Após a demissão de Iser, Julinho Camargo montou o Nóia num 4-4-2 muito compacto na defesa e na meia-cancha, mas com pouca dinamicidade no ataque. Um dos principais pecados de Julinho foi a repetição excessiva do time titular, sem variação tática ou técnica. Nem a desculpa de falta de tempo pode ser usada: entre o fim do primeiro turno e o início do segundo correu um mês sem jogos. E o time seguiu com baixíssima produção ofensiva, marcando apenas 13 gols em 15 jogos. As alternativas de 2010 viraram soluções em 2011, com Juba vez ou outra aparecendo entre os titulares.

4-4-2 de Julinho Camargo, em 2011: média de 0,87 gol por partida

Carteiraço
Atletas atuando com base no nome e em seus vencimentos não é novidade do futebol. O problema se agrava quando apenas atletas assim compõem o sistema mais deficitário do time, o ataque.

Quem viu as atuações de Gustavo Papa e Michel, esse ano, não entende como os ex-colorados se mantiveram tanto tempo no time titular. O centroavante mostrou a qualidade técnica de um atleta amador de Morro Reuter ao errar todos os domínios possíveis, além de desperdiçar um pênalti aos 48 minutos do segundo tempo contra o Inter, de Santa Maria, estando o goleiro Fábio sem condições físicas. E Michel, preso na ponta-direita, exibiu durante o campeonato um físico de dar inveja a qualquer peladeiro em um pós-churrasco em Sapiranga, errando todos os cruzamentos em todos os jogos.

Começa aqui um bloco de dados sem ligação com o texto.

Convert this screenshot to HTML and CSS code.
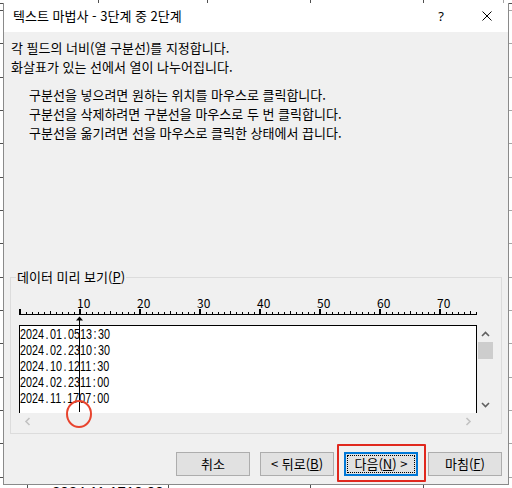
FILE: index.html
```html
<!DOCTYPE html>
<html lang="ko">
<head>
<meta charset="utf-8">
<title>텍스트 마법사</title>
<link rel="stylesheet" href="styles.css">
</head>
<body>
<div class="dialog">
  <div class="titlebar">
    <div class="title">텍스트 마법사 - 3단계 중 2단계</div>
    <div class="tb-btn help">?</div>
    <div class="tb-btn close">
      <svg width="10" height="10" viewBox="0 0 10 10"><path d="M0.5 0.5L9.5 9.5M9.5 0.5L0.5 9.5" stroke="#000" stroke-width="1" fill="none"/></svg>
    </div>
  </div>
  <div class="body">
    <div class="intro">
      <p>각 필드의 너비(열 구분선)를 지정합니다.</p>
      <p>화살표가 있는 선에서 열이 나누어집니다.</p>
    </div>
    <div class="hints">
      <p>구분선을 넣으려면 원하는 위치를 마우스로 클릭합니다.</p>
      <p>구분선을 삭제하려면 구분선을 마우스로 두 번 클릭합니다.</p>
      <p>구분선을 옮기려면 선을 마우스로 클릭한 상태에서 끕니다.</p>
    </div>
    <fieldset class="preview">
      <legend>데이터 미리 보기(<u>P</u>)</legend>
      <svg class="ruler" width="490" height="40" viewBox="11 285 490 40" shape-rendering="crispEdges">
        <defs>
          <pattern id="tk-s" patternUnits="userSpaceOnUse" x="20" y="312" width="6" height="2"><rect x="0" y="0" width="1" height="2"/></pattern>
          <pattern id="tk-m" patternUnits="userSpaceOnUse" x="20" y="311" width="30" height="3"><rect x="0" y="0" width="1" height="3"/></pattern>
          <pattern id="tk-l" patternUnits="userSpaceOnUse" x="19" y="309" width="60" height="5"><rect x="0" y="0" width="2" height="5"/></pattern>
        </defs>
        <text class="rn" x="77" y="308">10</text>
        <text class="rn" x="137" y="308">20</text>
        <text class="rn" x="197" y="308">30</text>
        <text class="rn" x="257" y="308">40</text>
        <text class="rn" x="317" y="308">50</text>
        <text class="rn" x="377" y="308">60</text>
        <text class="rn" x="437" y="308">70</text>
        <rect x="20" y="312" width="457" height="2" fill="url(#tk-s)"/>
        <rect x="20" y="311" width="457" height="3" fill="url(#tk-m)"/>
        <rect x="19" y="309" width="460" height="5" fill="url(#tk-l)"/>
        <rect x="19" y="314" width="458" height="1"/>
        <polygon points="79.5,316.5 76,320.5 83,320.5" shape-rendering="auto"/>
        <rect x="79" y="320" width="1" height="5"/>
      </svg>
      <div class="data-row">
        <div class="data-box">
          <div class="data-text">
            <div class="data-line">2024<span class="pc">.</span>01<span class="pc">.</span>0513<span class="pc">:</span>30</div>
            <div class="data-line">2024<span class="pc">.</span>02<span class="pc">.</span>2310<span class="pc">:</span>30</div>
            <div class="data-line">2024<span class="pc">.</span>10<span class="pc">.</span>1211<span class="pc">:</span>30</div>
            <div class="data-line">2024<span class="pc">.</span>02<span class="pc">.</span>2311<span class="pc">:</span>00</div>
            <div class="data-line">2024<span class="pc">.</span>11<span class="pc">.</span>1707<span class="pc">:</span>00</div>
          </div>
          <div class="break-line"></div>
        </div>
        <div class="vscroll">
          <div class="sb-btn"><svg width="17" height="17" viewBox="0 0 17 17"><polyline points="5,11 8.5,7.5 12,11" fill="none" stroke="#606060" stroke-width="1.6"/></svg></div>
          <div class="thumb"></div>
          <div class="sb-space"></div>
          <div class="sb-btn"><svg width="17" height="17" viewBox="0 0 17 17"><polyline points="5,7 8.5,10.5 12,7" fill="none" stroke="#606060" stroke-width="1.6"/></svg></div>
        </div>
      </div>
      <div class="hscroll">
        <div class="sb-btn"><svg width="17" height="17" viewBox="0 0 17 17"><polyline points="10.5,5 7,8.5 10.5,12" fill="none" stroke="#c2c2c2" stroke-width="1.6"/></svg></div>
        <div class="sb-space"></div>
        <div class="sb-btn"><svg width="17" height="17" viewBox="0 0 17 17"><polyline points="6.5,5 10,8.5 6.5,12" fill="none" stroke="#c2c2c2" stroke-width="1.6"/></svg></div>
      </div>
    </fieldset>
    <div class="buttons">
      <button class="btn">취소</button>
      <button class="btn">&lt; 뒤로(<u>B</u>)</button>
      <button class="btn primary">다음(<u>N</u>) &gt;</button>
      <button class="btn">마침(<u>F</u>)</button>
    </div>
  </div>
  <div class="mark-rect"></div>
  <div class="mark-circle"></div>
</div>
<div class="sheet-row">2024.11.1710:00</div>
</body>
</html>
```

FILE: styles.css
```css
html, body {
  margin: 0;
  padding: 0;
}

body {
  width: 512px;
  height: 488px;
  overflow: hidden;
  font-family: "Noto Sans CJK KR", "Noto Sans", sans-serif;
  color: #000;
  background:
    linear-gradient(#505050, #505050) 0 3px / 512px 1px no-repeat,
    repeating-linear-gradient(#505050 0 1px, transparent 1px 33.333px) 0 10px / 3px 480px no-repeat,
    repeating-linear-gradient(#a6a6a6 0 1px, transparent 1px 33.333px) 509px 10px / 3px 480px no-repeat,
    linear-gradient(#505050, #505050) 98px 0 / 1px 3px no-repeat,
    linear-gradient(#505050, #505050) 207px 0 / 1px 3px no-repeat,
    linear-gradient(#505050, #505050) 310px 0 / 1px 3px no-repeat,
    linear-gradient(#505050, #505050) 423px 0 / 1px 3px no-repeat,
    linear-gradient(#a6a6a6, #a6a6a6) 503px 0 / 1px 3px no-repeat,
    linear-gradient(#505050, #505050) 27px 485px / 1px 3px no-repeat,
    linear-gradient(#505050, #505050) 168px 485px / 1px 3px no-repeat,
    linear-gradient(#505050, #505050) 310px 485px / 1px 3px no-repeat,
    linear-gradient(#505050, #505050) 423px 485px / 1px 3px no-repeat,
    #fff;
}

.dialog {
  position: relative;
  box-sizing: border-box;
  width: 506px;
  height: 482px;
  margin: 3px 0 0 3px;
  background: #f0f0f0;
  border: 1px solid #8a8a8a;
  border-top: none;
  display: flex;
  flex-direction: column;
}

.titlebar {
  height: 29px;
  background: #fff;
  display: flex;
  align-items: flex-start;
  flex: none;
}

.title {
  flex: 1;
  padding-left: 9px;
  font-size: 13px;
  line-height: 26px;
  white-space: nowrap;
}

.tb-btn {
  height: 26px;
  display: flex;
  align-items: center;
  justify-content: center;
}

.help {
  width: 50px;
  font-family: "Noto Sans", sans-serif;
  font-size: 13px;
}

.close {
  width: 42px;
}

.close svg {
  display: block;
}

.body {
  flex: 1;
  display: flex;
  flex-direction: column;
  padding: 6px 0 8px;
  box-sizing: border-box;
}

.body p {
  margin: 0;
  font-size: 13px;
  line-height: 19px;
  white-space: nowrap;
}

.intro {
  padding-left: 7px;
}

.hints {
  margin-top: 9px;
  padding-left: 25px;
}

.preview {
  margin: auto 6px 0;
  padding: 0 0 3px;
  border: 1px solid #dcdcdc;
  min-width: 0;
}

.preview legend {
  margin-left: 5px;
  padding: 0 1px;
  font-size: 13px;
  line-height: 16px;
}

.ruler {
  display: block;
}

.rn {
  font-family: "Noto Sans CJK KR", "Noto Sans", sans-serif;
  font-size: 12px;
  fill: #000;
}

.data-row {
  display: flex;
  margin-left: 8px;
  height: 88px;
}

.data-box {
  position: relative;
  box-sizing: border-box;
  width: 458px;
  height: 88px;
  background: #fff;
  border: 1px solid #000;
  border-bottom: none;
  overflow: hidden;
}

.data-text {
  font-family: "Liberation Sans", sans-serif;
  font-size: 14px;
  line-height: 16px;
  transform: scaleX(0.7706);
  transform-origin: 0 0;
}

.data-line {
  height: 16px;
  white-space: nowrap;
}

.pc {
  display: inline-block;
  width: 7.786px;
  text-align: center;
}

.break-line {
  position: absolute;
  left: 59px;
  top: 0;
  width: 1px;
  height: 86px;
  background: #000;
}

.vscroll {
  width: 17px;
  display: flex;
  flex-direction: column;
}

.sb-btn {
  width: 17px;
  height: 17px;
  flex: none;
}

.sb-btn svg {
  display: block;
}

.thumb {
  height: 17px;
  margin: 0 1px;
  background: #cdcdcd;
  flex: none;
}

.sb-space {
  flex: 1;
}

.hscroll {
  display: flex;
  margin-left: 8px;
  width: 458px;
  height: 17px;
}

.buttons {
  display: flex;
  justify-content: flex-end;
  gap: 10px;
  margin-top: 18px;
  padding-right: 6px;
}

.btn {
  box-sizing: border-box;
  width: 74px;
  height: 24px;
  margin: 0;
  padding: 0;
  background: #e1e1e1;
  border: 1px solid #adadad;
  border-radius: 0;
  font-family: "Noto Sans CJK KR", "Noto Sans", sans-serif;
  font-size: 13px;
  line-height: 22px;
  color: #000;
}

.btn.primary {
  position: relative;
  border: 2px solid #0078d7;
  line-height: 20px;
}

.btn.primary::after {
  content: "";
  position: absolute;
  inset: 1px;
  border: 1px dotted #000;
}

.mark-rect {
  position: absolute;
  left: 333px;
  top: 441px;
  width: 89px;
  height: 38px;
  box-sizing: border-box;
  border: 2px solid #e0281e;
  border-radius: 1px;
}

.mark-circle {
  position: absolute;
  left: 62px;
  top: 397px;
  width: 26px;
  height: 28px;
  box-sizing: border-box;
  border: 2px solid #e8442e;
  border-radius: 50%;
}

.sheet-row {
  padding-left: 52px;
  font-family: "Liberation Sans", sans-serif;
  font-size: 15px;
  line-height: 13px;
  white-space: nowrap;
}
```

O esforçado Juba levou um turno inteiro até conquistar a titularidade, ao passo que André Luís sequer isso conseguiu. Contudo, os cerca de R$ 20 mil mensais embolsados por Papa e Michel impediram que o Nóia tivesse mais opções válidas no plantel, relegando seu jogo a jogadores medíocres escolhidos por seu antigo treinador ou por atletas escalados por seus cartazes.

E o futuro?
To the God it belongs, responderia um gaiato anglo-saxão. O Nóia ainda alimenta a esperança de participação na Série D desse ano, caso as desistências de Cerâmica, Sapucaiense e Pelotas quanto à vaga destinada pela Copa RS de 2010 se confirmem.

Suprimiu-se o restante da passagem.